Integer → Little Endian Bytes
Enter a number in decimal, hex (0x...), binary (0b...), or octal (0o...) and choose byte width.
Endian Bytes → Integer
Paste byte sequences such as 78 56 34 12, 0x78,0x56,0x34,0x12, or \x78\x56\x34\x12.
What a Little Endian Calculator Actually Solves
If you work with memory dumps, binary files, firmware, network protocols, or low-level debugging, you constantly jump between human-readable numbers and raw byte order. That conversion is where mistakes happen. A little endian calculator removes that friction by showing exactly how a value is laid out byte-by-byte.
In short: little endian means the least significant byte comes first in memory. Big endian means the most significant byte comes first. Same value, different byte order.
Quick example
The 32-bit hex value 0x12345678 is stored as:
- Big endian bytes:
12 34 56 78 - Little endian bytes:
78 56 34 12
The number does not change. Only its byte arrangement changes.
When You Need This Tool
- Reverse engineering binaries and patch files
- Reading Intel/AMD memory output and disassembly
- Building or parsing custom binary protocols
- Interpreting sensor data from embedded systems
- Debugging cross-platform serialization bugs
How to Use the Calculator
1) Integer to bytes
Enter your number, pick byte width (8/16/32/64/128-bit), and choose signed or unsigned mode.
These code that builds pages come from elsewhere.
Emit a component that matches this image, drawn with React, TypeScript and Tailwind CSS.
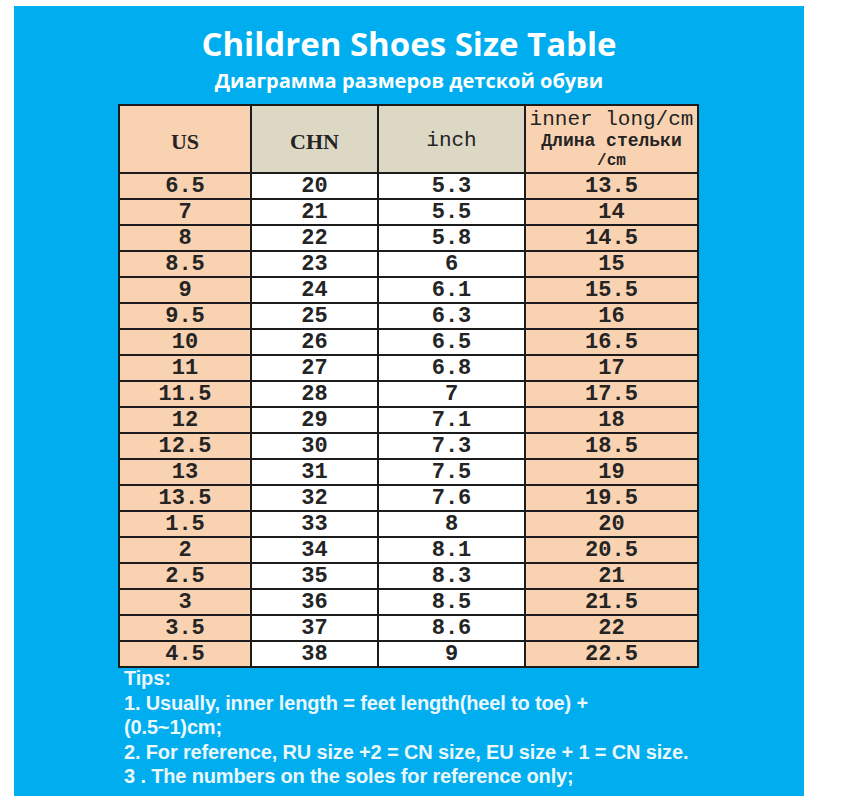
import React from "react";

// size rows: US, CHN, inch, inner length (cm)
const rows: [string, string, string, string][] = [
  ["6.5", "20", "5.3", "13.5"],
  ["7", "21", "5.5", "14"],
  ["8", "22", "5.8", "14.5"],
  ["8.5", "23", "6", "15"],
  ["9", "24", "6.1", "15.5"],
  ["9.5", "25", "6.3", "16"],
  ["10", "26", "6.5", "16.5"],
  ["11", "27", "6.8", "17"],
  ["11.5", "28", "7", "17.5"],
  ["12", "29", "7.1", "18"],
  ["12.5", "30", "7.3", "18.5"],
  ["13", "31", "7.5", "19"],
  ["13.5", "32", "7.6", "19.5"],
  ["1.5", "33", "8", "20"],
  ["2", "34", "8.1", "20.5"],
  ["2.5", "35", "8.3", "21"],
  ["3", "36", "8.5", "21.5"],
  ["3.5", "37", "8.6", "22"],
  ["4.5", "38", "9", "22.5"],
];

const tips = [
  "Tips:",
  "1. Usually, inner length = feet length(heel to toe) +",
  "(0.5~1)cm;",
  "2. For reference, RU size +2 = CN size, EU size + 1 = CN size.",
  "3 . The numbers on the soles for reference only;",
];

const SizeTable: React.FC = () => {
  return (
    <div className="ml-[104px] w-[581px] border-2 border-[#1c1c1c] bg-[#1c1c1c] grid grid-cols-[130px_125px_145px_171px] grid-rows-[66px_repeat(19,24px)] gap-[2px] font-['Liberation_Mono',monospace] text-[#242424]">
      {/* header */}
      <div className="bg-[#f9d2b2] flex items-center justify-center pt-[4px] font-['Liberation_Serif',serif] font-bold text-[22px]">
        US
      </div>
      <div className="bg-[#dcd8c4] flex items-center justify-center pt-[4px] font-['Liberation_Serif',serif] font-bold text-[22px]">
        CHN
      </div>
      <div className="bg-[#dcd8c4] flex items-center justify-center pt-[4px] text-[21px]">
        inch
      </div>
      <div className="bg-[#f9d2b2] flex flex-col items-center justify-center pt-[1px]">
        <span className="text-[21px] leading-[22px]">inner long/cm</span>
        <span className="text-[18px] leading-[21px] font-bold">Длина стельки</span>
        <span className="text-[16px] leading-[19px] font-bold">/cm</span>
      </div>

      {rows.map((r, i) => (
        <React.Fragment key={i}>
          <div className="bg-[#f9d2b2] flex items-center justify-center pt-[2px] text-[22px] leading-none font-bold">
            {r[0]}
          </div>
          <div className="bg-white flex items-center justify-center pt-[2px] text-[22px] leading-none font-bold">
            {r[1]}
          </div>
          <div className="bg-white flex items-center justify-center pt-[2px] text-[22px] leading-none font-bold">
            {r[2]}
          </div>
          <div className="bg-[#f9d2b2] flex items-center justify-center pt-[2px] text-[22px] leading-none font-bold">
            {r[3]}
          </div>
        </React.Fragment>
      ))}
    </div>
  );
};

export default function App() {
  return (
    <div className="w-[843px] h-[810px] bg-white pt-[6px] pl-[14px]">
      <div className="w-[790px] h-[790px] bg-[#00aeef] flex flex-col">
        <h1 className="mt-[17px] text-center text-white font-bold text-[33px] leading-[42px] font-['Open_Sans',sans-serif]">
          Children Shoes Size Table
        </h1>
        <p className="mt-[3px] text-center text-white font-bold text-[20px] leading-[26px] font-['Open_Sans',sans-serif]">
          Диаграмма размеров детской обуви
        </p>

        <div className="mt-[10px]">
          <SizeTable />
        </div>

        {/* tips under the table */}
        <div className="ml-[110px] -mt-[2px] text-[#eaf7fd] font-bold text-[20px] leading-[24.5px] tracking-[-0.15px] font-['Liberation_Sans',Arial,sans-serif]">
          {tips.map((t, i) => (
            <div key={i}>{t}</div>
          ))}
        </div>
      </div>
    </div>
  );
}
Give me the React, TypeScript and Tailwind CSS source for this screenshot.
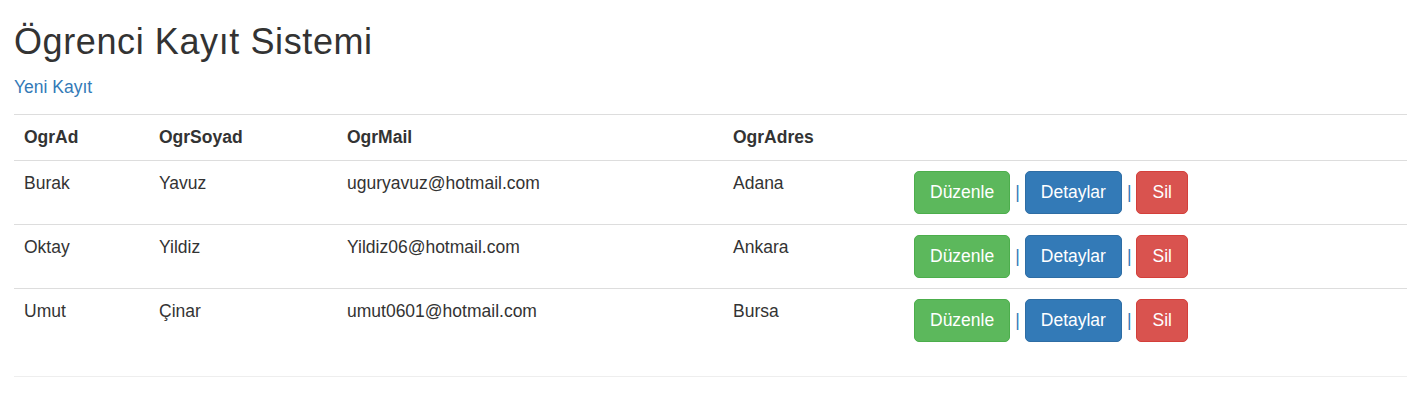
const students = [
  { ad: "Burak", soyad: "Yavuz", mail: "uguryavuz@hotmail.com", adres: "Adana" },
  { ad: "Oktay", soyad: "Yildiz", mail: "Yildiz06@hotmail.com", adres: "Ankara" },
  { ad: "Umut", soyad: "Çinar", mail: "umut0601@hotmail.com", adres: "Bursa" },
];

function Btn({ label, color }: { label: string; color: string }) {
  return (
    <a
      href="#"
      className={`inline-flex items-center justify-center h-[43px] px-[15px] rounded-[5px] border text-white align-top ${color}`}
    >
      {label}
    </a>
  );
}

export default function App() {
  return (
    <div
      className="pl-[14px] pt-[22px] text-[#333] text-[17.5px] leading-[25px] bg-white"
      style={{ fontFamily: '"Liberation Sans", Arial, sans-serif' }}
    >
      <h1 className="text-[36px] leading-[40px] tracking-[0.6px] font-normal">
        Ögrenci Kayıt Sistemi
      </h1>
      <p className="mt-[13px]">
        <a href="#" className="text-[#337ab7]">
          Yeni Kayıt
        </a>
      </p>
      <table className="mt-[14px] w-full table-fixed border-collapse">
        <colgroup>
          <col className="w-[135px]" />
          <col className="w-[188px]" />
          <col className="w-[386px]" />
          <col className="w-[181px]" />
          <col />
        </colgroup>
        <thead>
          <tr>
            <th className="text-left font-bold border-t border-[#ddd] pl-[10px] pt-[10px] pb-[10px]">OgrAd</th>
            <th className="text-left font-bold border-t border-[#ddd] pl-[10px] pt-[10px] pb-[10px]">OgrSoyad</th>
            <th className="text-left font-bold border-t border-[#ddd] pl-[10px] pt-[10px] pb-[10px]">OgrMail</th>
            <th className="text-left font-bold border-t border-[#ddd] pl-[10px] pt-[10px] pb-[10px]">OgrAdres</th>
            <th className="border-t border-[#ddd]"></th>
          </tr>
        </thead>
        <tbody>
          {students.map((s) => (
            <tr key={s.mail}>
              <td className="align-top border-t border-[#ddd] pl-[10px] pt-[10px] pb-[10px]">{s.ad}</td>
              <td className="align-top border-t border-[#ddd] pl-[10px] pt-[10px] pb-[10px]">{s.soyad}</td>
              <td className="align-top border-t border-[#ddd] pl-[10px] pt-[10px] pb-[10px]">{s.mail}</td>
              <td className="align-top border-t border-[#ddd] pl-[10px] pt-[10px] pb-[10px]">{s.adres}</td>
              <td className="align-top border-t border-[#ddd] pl-[10px] pt-[10px] pb-[10px] whitespace-nowrap">
                <div className="flex items-center">
                  <Btn label="Düzenle" color="bg-[#5cb85c] border-[#4cae4c]" />
                  <span className="text-[#337ab7] px-[5px]">|</span>
                  <Btn label="Detaylar" color="bg-[#337ab7] border-[#2e6da4]" />
                  <span className="text-[#337ab7] px-[5px]">|</span>
                  <Btn label="Sil" color="bg-[#d9534f] border-[#d43f3a]" />
                </div>
              </td>
            </tr>
          ))}
        </tbody>
      </table>
      <hr className="mt-[24px] border-0 border-t border-[#eee]" />
    </div>
  );
}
The calculator returns both big-endian and little-endian byte sequences, plus C-style byte arrays and escaped hex format.
2) Bytes to integer
Paste bytes as space-separated, comma-separated, or escaped hex. Choose whether those bytes are little endian or big endian. The calculator will decode unsigned and signed interpretations automatically.
Signed vs Unsigned: Common Source of Confusion
Endianness and signedness are separate concepts:
- Endianness: byte order
- Signedness: whether highest bit is treated as a sign bit
For example, with 16 bits, bytes D6 FF in little endian decode to raw hex FFD6. Unsigned value is 65494; signed two's complement value is -42.
Practical Engineering Notes
CPUs
Most desktop/server CPUs you use today are little endian by default (x86/x64). That is why memory viewers and debugger byte panes often look reversed compared to protocol specs and RFC diagrams.
Network protocols
Many network standards define multi-byte integers in big endian (network byte order). If your host system is little endian, you must convert at boundaries.
Binary file formats
Some formats are fixed little endian (common in Windows ecosystems), others big endian, and some include explicit endianness markers. Always check the format spec before parsing.
Mini Reference
Value: 0x0A0B0C0D Big endian bytes: 0A 0B 0C 0D Little endian bytes: 0D 0C 0B 0A If bytes are 0D 0C 0B 0A: - As little endian => 0x0A0B0C0D - As big endian => 0x0D0C0B0A
Final Takeaway
Most conversion bugs are not hard math problems—they are representation problems. Use this little endian calculator whenever you move between numeric values and byte streams, especially in debugging sessions where one swapped byte can waste hours.